WHAT IS ASKED:
Provide the number of lines where the word "React" occurs, and no other text.

SUPPLIED DATA:

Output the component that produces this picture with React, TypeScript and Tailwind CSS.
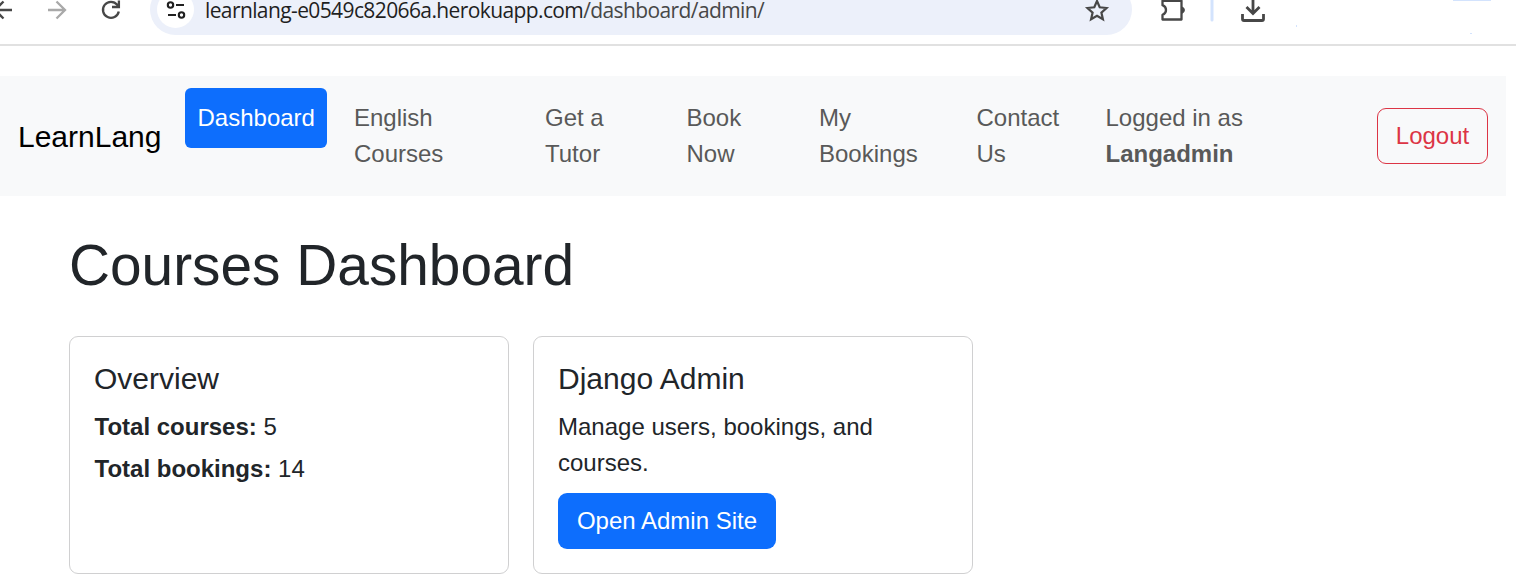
import React from "react";

const navItems = [
  { lines: ["English", "Courses"], width: "w-[191px]" },
  { lines: ["Get a", "Tutor"], width: "w-[141.5px]" },
  { lines: ["Book", "Now"], width: "w-[132.5px]" },
  { lines: ["My", "Bookings"], width: "w-[157.5px]" },
  { lines: ["Contact", "Us"], width: "w-[129px]" },
];

function Toolbar() {
  return (
    <header className="h-[46px] overflow-hidden border-b-2 border-[#e1e1e1] bg-white">
      <div className="-mt-4 flex h-[51px]">
        <svg className="h-[51px] w-[150px] shrink-0" viewBox="0 -16 150 51" fill="none" strokeWidth="2.3">
          <path d="M12 10H-6M3.5 1.5L-5 10L3.5 18.5" stroke="#474747" />
          <path d="M48 10H64.5M56.5 1.5L65 10L56.5 18.5" stroke="#a9a9a9" />
          <path d="M118.8 11.5A8 8 0 1 1 117.2 4.8L118.8 7M118.9 0.5V7H112" stroke="#474747" />
        </svg>
        <div className="flex w-[982px] shrink-0 items-center rounded-full bg-[#ecf0fa] pl-[7px]">
          <svg className="h-[37px] w-[37px] shrink-0 rounded-full bg-white" viewBox="157 -9 37 37" fill="none" stroke="#202020" strokeWidth="2.1">
            <circle cx="170.5" cy="5" r="2.7" />
            <path d="M176 5H184M168 15H176" />
            <circle cx="181.5" cy="15" r="2.7" />
          </svg>
          <p className="ml-[11px] w-[879px] whitespace-nowrap pt-px font-['Open_Sans',sans-serif] text-[21px] leading-[20px] tracking-[-0.61px] text-[#1f1f1f]">
            learnlang-e0549c82066a.herokuapp.com<span className="text-[#474747]">/dashboard/admin/</span>
          </p>
          <svg className="h-[51px] w-[48px] shrink-0" viewBox="1084 -16 48 51" fill="none" stroke="#474747" strokeWidth="2.2">
            <path d="M1097 1L1099.7 7.3L1106.5 8L1101.4 12.6L1102.9 19.2L1097 15.7L1091.1 19.2L1092.6 12.6L1087.5 8L1094.3 7.3Z" />
          </svg>
        </div>
        <svg className="h-[51px] w-[384px] shrink-0" viewBox="1132 -16 384 51" fill="none">
          <path d="M1162.5 0.8V5.2Q1166 6.5 1166 10Q1166 13.5 1162.5 14.8V19.5H1181.5V0.8Z" stroke="#474747" strokeWidth="2.3" strokeLinejoin="round" />
          <path d="M1182 7A3.2 3.2 0 0 1 1182 13.2Z" stroke="#474747" strokeWidth="1" fill="#474747" />
          <path d="M1212 -16V20" stroke="#d3e3fd" strokeWidth="3" strokeLinecap="round" />
          <path d="M1253 -8V13M1246.5 7L1253 13.5L1259.5 7M1242.5 14V19Q1242.5 20.5 1244 20.5H1262Q1263.5 20.5 1263.5 19V14" stroke="#474747" strokeWidth="2.8" />
          <path d="M1453 0H1491" stroke="#d3e3fd" strokeWidth="2" />
          <path d="M1296 25h1v2h-1zM1470 33h2v1h-2z" fill="#d3e3fd" />
        </svg>
      </div>
    </header>
  );
}

export default function App() {
  return (
    <div className="h-[587px] w-[1516px] overflow-hidden bg-white font-['Liberation_Sans',Arial,sans-serif] text-2xl leading-9 text-[#212529]">
      <Toolbar />
      <nav className="mt-[30px] flex h-[120px] w-[1506px] items-start bg-[#f8f9fa] pt-3 text-[#595959]">
        <a className="ml-[18px] mt-[26px] w-[167px] text-[30px] leading-[45px] text-black">LearnLang</a>
        <a className="mr-[27px] h-[60px] w-[142px] rounded-md bg-[#0d6efd] py-3 pl-[12.5px] text-white">Dashboard</a>
        {navItems.map((item) => (
          <a key={item.lines[0]} className={`${item.width} shrink-0 py-3`}>
            {item.lines[0]}
            <br />
            {item.lines[1]}
          </a>
        ))}
        <p className="w-[271.5px] shrink-0 py-3">
          Logged in as
          <br />
          <strong>Langadmin</strong>
        </p>
        <button className="mt-5 h-[56px] w-[111px] shrink-0 rounded-[9px] border border-[#dc3545] text-[#dc3545]">Logout</button>
      </nav>
      <main className="px-[69px] pt-9">
        <h1 className="text-[56.8px] leading-[68px]">Courses Dashboard</h1>
        <div className="mt-9 flex gap-6">
          <section className="h-[238px] w-[440px] rounded-[9px] border border-[#d0d0d1] p-6">
            <h2 className="mb-3 text-[30px] leading-9">Overview</h2>
            <p className="mb-1.5 pl-[0.5px]"><strong>Total courses:</strong> 5</p>
            <p className="pl-[0.5px]"><strong>Total bookings:</strong> 14</p>
          </section>
          <section className="h-[238px] w-[440px] rounded-[9px] border border-[#d0d0d1] p-6">
            <h2 className="mb-3 text-[30px] leading-9">Django Admin</h2>
            <p className="mb-3">Manage users, bookings, and courses.</p>
            <button className="h-14 w-[218px] rounded-[9px] bg-[#0d6efd] text-white">Open Admin Site</button>
          </section>
        </div>
      </main>
    </div>
  );
}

CORRECT RESPONSE:
2